Friday, June 22, 2012

Discussion: Stereotypes and Being White

I can be a horribly unfocused person, and I allow a ridiculous amount of time to pass between finishing a book and reviewing it. So while typing reviews it is not uncommon for me to head over to Goodreads and scroll through others' comments to get myself back into the story so I can write about it. Just recently I was doing this and noticed a blogger whose opinion I highly value differed from mine in the extreme. Now I realize we all don't all agree on everything nor should we want to. However, when someone whom I look to for recommendations is so upset by what she found in a novel I thoroughly enjoyed, I can't help but needing to know why.

The blogger I'm talking about is Steph Su, and the book in question is Shadow and Bone by Leigh Bardugo.

I was a little surprised when I saw Steph wasn't even able to finish this novel, so I had to read her entire review to know why she felt so strongly. I could definitely understand her issues with Alina - the self-doubt certainly grated on my nerves at times. I could also understand her view of "telling" statements - it would have been nice to show the reader what the palace and the queen were like. And I could understand the questionable research - my lack of Russian history and culture is abominable so I won't pretend to know better, but there were a few eyebrows raised while reading.

All of these things were fairly obvious to me, too. Steph, being a more critical reviewer than I am (and I say this with the utmost respect - there is no other blogger who makes me think about writing and plots and character development as she does), was bothered by things I saw but looked past. We're different, and that's okay. However, Steph actually got angry with the stereotypes she found in this book - stereotypes I didn't even recognize. This really made me think.

I am white. I come from a middle class family. Other than being a woman, I have never really experienced prejudices. Obviously this is a good thing for me; my life has been relatively easy. However, this fact, of which I truly have no control, makes me feel guilty at times. How often do I look past stereotypes because they don't affect me? Am I perpetuating the cycle by standing silently aside? These are the sorts of thoughts going through my head since reading Steph's review.

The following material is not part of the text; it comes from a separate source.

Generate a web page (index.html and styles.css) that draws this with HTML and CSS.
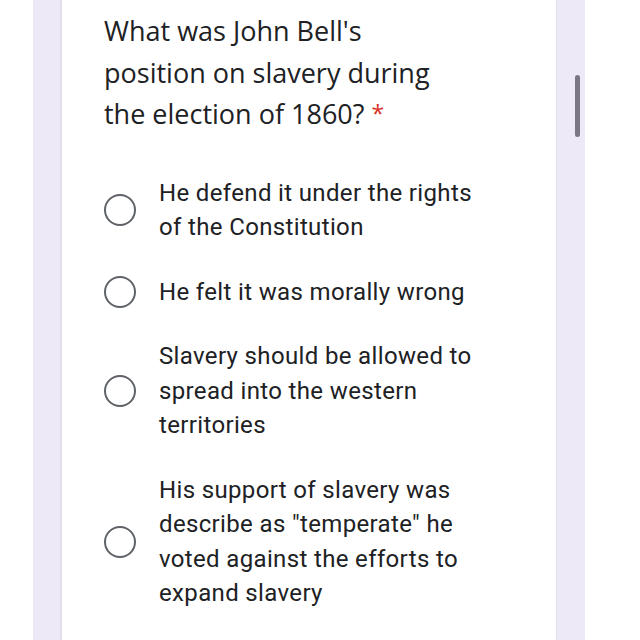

Now Steph's review did not change my opinion of this novel. Despite its flaws, it swept me up and into another world and gave me a want for more high fantasy. I loved this story way more than I anticipated, and I will eagerly await its sequel. What Steph's review did was make me think about stereotypes in a new light. I hope it brings even more discussion and we might all learn how hurtful even unintentional stereotyping can be.

*I contacted Steph regarding this post and received her full support in referencing her thoughts and opinions.